I think they have not sufficiently dealt with the fact that even Adventists have become health aware enough to beware of meat analogues, realizing that the manufacturing process, the additives, as well as the basic problems with gluten intolerance on which almost all products are based, which has led at least in part to the decline in the Adventist “market”.

Now if they would concentrate on making them truly HEALTHY foods and not only bring back, but create new products that were made from RECIPES rather than from manufactured and chemical junk… then I, for one, and I’m sure many other SDAs, would start buying some of them again.

The nuteena, already mentioned, is one such product… as are some of the older Madison foods products… though one has to be REALLY old in order to even remember them. I think of once called “soy cheese” which was probably similar to today’s tofu products, but more crumbly… like cottage cheese, and slightly flavored with pimento… which made a very tasty sandwich spread.

Maybe the “European Market” restrictions will have more influence with Ms Krause than it did with either the Worthington or Kellogg companies.


(Steve Mga) #8

When I was at Madison, prior to entering the Nursing program, I sometimes was asked to help out in the Sanitarium kitchen on Friday afternoons [my day off from the bakery, in same bldg as Madison Foods]. This one afternoon they were taking pictures of the product ComPro in 3 stuffed tomatoes for the label. It was my pleasure to have one after the shots were completed. I also got to meet Dr Harry Miller [of China fame]. He conducted our morning worship for several days and used our bakery mixer, helping to develop some new products for Madison Foods.
It was my understanding that Worthington bought the rights to Madison Foods recipes when Madison Foods closed.

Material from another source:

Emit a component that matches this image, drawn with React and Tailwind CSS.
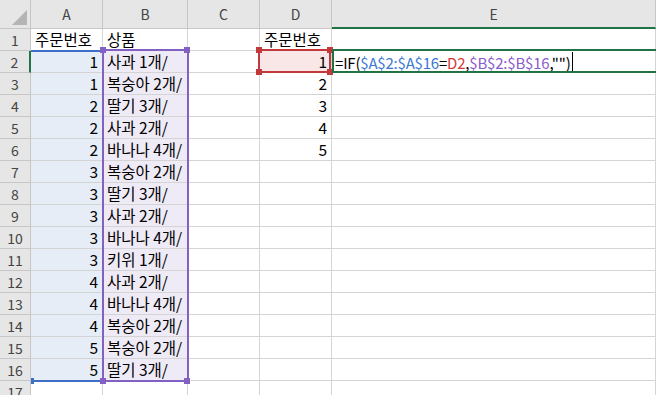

Here in Macon all of the Krogers have a huge section for “natural foods”. There are a number of brands of vege meats in the coolers and freezers. Morning Star has only a small % of the room.
Local SDA churches do not take advantage of the exploding awareness of eating more healthy. Stores like Kroger, Fresh Market and others have to do the teaching, along with the DVD “Forks over Knives.”


#9

A fake religion creates a fake meat (food). In the non-Adventist health conscious vegetarian community, there is not a market for the fake meat.


(Thomas J Zwemer) #10

years ago our young children called Loma Linda Foods and Worthington foods, food substitutes. now the issue is the gluten content as well as the colorings, and flavoring agents. Adventist longevity is due primarily to abstaining from tobacco and alcohol. Tom Z


(Frank Peacham) #11

It is reported that soy products along with plastics contain “xenestrogen,” a compound that imitates the effects of estrogen, believed to fuel obesity and prostate enlargement.


(Dee Roberts) #12

Truman, I have to disagree, just go to Whole Foods, or trader Joe’s, let alone many other large chains that have dded significant “health food” sections.

I actually like some of the other brands better than Worthington, but that is my personal taste.


(Chris Blake24) #13

“With a shelf life of three years, Little Links and Vege-Burger might be able to make the jump.”

This puts a whole new spin on “natural.” :wink:


(Elaine Nelson) #14

All my family loved Nuteena. But I buy the frozen analogs made by Morningstar and many other companies are making excellent meat substitutes: Trade Joe’s is a favorite with their “meat balls” and Gardein makes great chicken tenders, also.


(Elaine Nelson) #15

Perhaps Trader Joe’s is not yet in all the states but it is a “must” for at least a weekly visit just to see what new they have. Their prices are much lower, their packaged ready to cook greens, all sorts of salad mixes and they carry a host of vegetarian entrees, pizzas and fresh varieties of breads.


(George Tichy) #16

Elaine, my main problem with TJ’s is to decide which one I want to visit every time. I have TWO basically at the same distance from home (ca 5 miles)…
Their sprouted rye bread has been my favorite for years now.


(David P R) #17

I’m sure a major reason is because the product is really not good. I can eat it and have in the past but when you have companies like Gardein who make some of the most outstanding meat substitute products. Why would I get the Loma Linda or Worthington brand at this point? They’re very bland. Though I would enjoy a cold can of Fri-chik here and there. :))

We as a church let go of a massive opportunity. We should be the head and not the tail when it comes to this industry. This industry alone, with God’s blessing, would have paid in full many student’s tuition for school. That’s what the purpose of industry in the church was for. And upon graduating no one would be in massive debt. We’re reaping what we’ve sown.

The church, for the most part, is not that health conscience, esp. when it comes to diet. Just look at many of our leaders and ministers. As Jan Marcussen used to say, many Adventists can hide many of their sins but there is one that they cannot hide - their pot belly.

David R.


(Dee Roberts) #18

I really like Trader Joe’s and not only are the products good, they are pretty generous as a company. I was the director of a thanksgiving basket program at a previous location and they gave us grocery bags (A couple of of Bundles of 250 each) for part of the packages we handed out. We had a big project and a generous church family and helped out about 10 families each thanksgiving, 95 percent community members with no church affiliation.

Sadly, my current location does not have a Trader Joe’s…


(Harry Allen) #19

No, but she’s, essentially, overseeing the pot-luck, so they may let her slide.

HA


(Harry Allen) #20

From a vege-meat marketing perspective, that last sentence is called “small print”!